Vor dem Hintergrund des insgesamt im Wachstum begriffenen sozialen Kapitalmarkts haben die europäischen Länder unterschiedliche Entwicklungsstufen erreicht. Gemeinsam sind ihnen das zunehmende Bewusstsein und die Bereitschaft zur Lösung sozialer und ökologischer Herausforderungen durch private Akteure. Die Entdeckung von Potentialen und Ressourcen des Social Entrepreneurships führt zur Übertragung der Grundsätze des Venture Capital auf den Sozialsektor und trägt so zur Förderung philanthropischer Initiativen bei. Diese Situation erfordert in inhaltlicher Hinsicht innovative, auf die konkreten sozialen Problemlagen zugeschnittene und flexible Lösungsansätze. Im formellen Sinne, quasi als Vehikel bedarf es neuer, entsprechend den unterschiedlichen Herausforderungen differenziert gestalteter Geschäftsmodelle und Finanzierungsformen.

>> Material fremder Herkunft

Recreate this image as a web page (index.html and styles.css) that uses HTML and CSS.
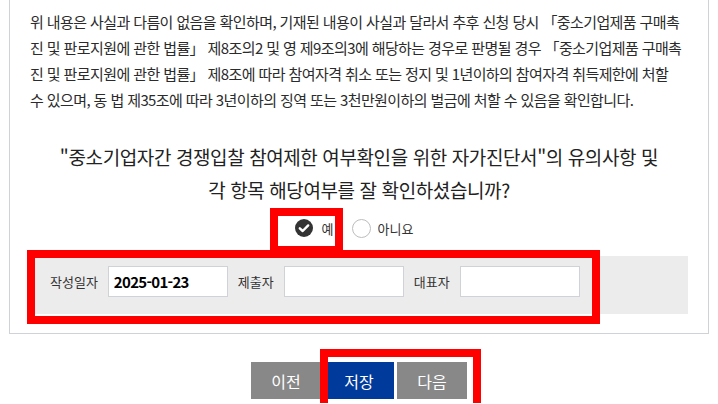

Ein besonderes Spezifikum philanthropischen Engagements ist die persönliche Beziehung zwischen dem Geber und dem Leistungsempfänger. Diese impliziert das Bewusstsein gegen über dem sinnstiftenden Moment und wird so zum Medium wechselseitiger Impulse und Motivation. Darüber hinaus geht es nicht nur um die finanzielle Unterstützung per se. Die aktive, persönliche Mitgestaltung führt zur Identifikation mit Problemlagen und Lösungsansätzen sowie mitunter zur Entdeckung ungenutzter Ressourcen. In diesem Kontext ist die öffentliche Hand angehalten, Entfaltungsmöglichkeiten zu gewährleisten. Das entscheidende Postulat besteht in der Symbiose der Bereitstellung von Rahmenbedingungen, die eine optimale Nutzung von staatlicherseits nicht oder unzureichend verfügbaren Ressourcen und Möglichkeiten gewährleisten sowie deren hinsichtlich der Bedürfnisse der zivilen Gesellschaft unverzichtbaren Ausschöpfung. Hierbei kommt dem Staat eine entscheidende Steuerungsfunktion zu. Schließlich bewirkt philanthropisches Verhalten eine direkte Umverteilung hin zu mehr sozialer Gerechtigkeit.

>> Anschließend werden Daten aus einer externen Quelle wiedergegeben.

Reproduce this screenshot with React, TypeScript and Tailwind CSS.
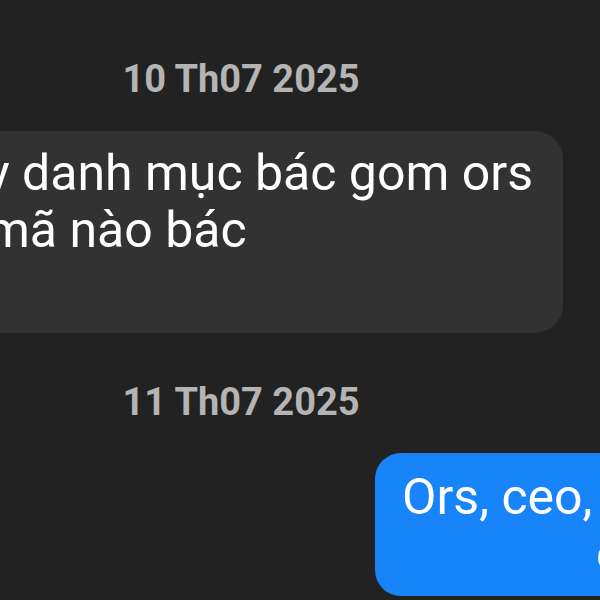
export default function App() {
  return (
    <div className="w-[600px] h-[600px] overflow-hidden bg-[#222222] font-['Roboto','Liberation_Sans',sans-serif]">
      <div className="flex flex-col">
        <div className="mt-[60px] w-[482px] text-center text-[38px] leading-none font-bold text-[#b4b4b4]">
          10 Th07 2025
        </div>

        <div className="mt-[33px] -ml-[40px] self-start rounded-[28px] bg-[#323232] pl-[26px] pr-[30px] pt-[14px] pb-[74px] text-[50px] leading-[57px] text-white whitespace-nowrap">
          <p>y danh mục bác gom ors</p>
          <p>mã nào bác</p>
        </div>

        <div className="mt-[50px] w-[482px] text-center text-[38px] leading-none font-bold text-[#b4b4b4]">
          11 Th07 2025
        </div>

        <div className="mt-[32px] ml-[375px] w-[420px] shrink-0 rounded-[26px] bg-[#1784fa] pl-[27px] pt-[16px] pb-[13px] text-[50px] leading-[57px] text-white whitespace-nowrap">
          <p>Ors, ceo, đt</p>
          <p className="pl-[194px]">cs</p>
        </div>
      </div>
    </div>
  )
}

Gegenwärtig hat der Gesetzgeber das Potential privater Stiftungen erkannt. Die Entwicklung gesetzlicher Rahmenbedingungen setzt einen Umdenkprozess voraus und erfordert einen Paradigmenwechsel. Ungeachtet der in Österreich vorhandenen, langen Tradition sozialen Engagements und privaten Spendentums ist die Fokussierung des Gemeinwohls von Seiten großer Investoren im Hinblick auf die Förderung einer nachhaltigen gesellschaftlichen Entwicklung unverzichtbar. Gekennzeichnet durch Individualität, Flexibilität und Unabhängigkeit von den Zwängen der Demokratie und des Marktes entwickelt sich kontinuierlich ein buntes Bild philanthropisch geförderter Projekte, wovon zahlreiche in dieser Publikation angeführte Beispiele ein aussagekräftiges Zeugnis geben.← 8 | 9 →

Moderne Stiftungen geben nicht nur Geld, sondern stellen auch andere Ressourcen etwa im Bereich von Forschung und Entwicklung zur Verfügung. Eine bestmögliche Ressourcennutzung setzt die umfassende Transparenz der Finanzierung einschließlich einer Wirkungsmessung voraus. Philanthropen erwarten sich heute hohe Professionalität, zumal sich der Stiftungszweck nicht mehr in der bloßen Intention einer Stabilisierung erschöpft, sondern sowohl hinsichtlich des angestrebten Impacts als auch betreffend die Zielerreichung wesentlich differenzierter ausgestaltet ist. Dies erfordert einerseits ein hohes Maß an Organisation als Voraussetzung für einen effizienten Mitteleinsatz, der andererseits vor allem dem Begünstigten zu Gute kommt. An die Begünstigung knüpft sich die Erwartung des Nachweises guten Wirtschaftens und der sozialen Rendite als Zeichen verantwortlichen Handelns. Hierin widerspiegelt sich die gegenseitige Ergänzung der nur scheinbar einander diametral entgegengesetzten Sektoren. In diesem Zusammenhang ist die Multiplikatorfunktion hybrider Investments besonders interessant. Schließlich erfüllen private Stiftungen eine wichtige Brückenfunktion als Anschubfinanzierer und zum Erreichen der Bankfähigkeit sowie etwa zur Vorbereitung eines Impact Investments, das erst in der Wachstumsphase einsetzt.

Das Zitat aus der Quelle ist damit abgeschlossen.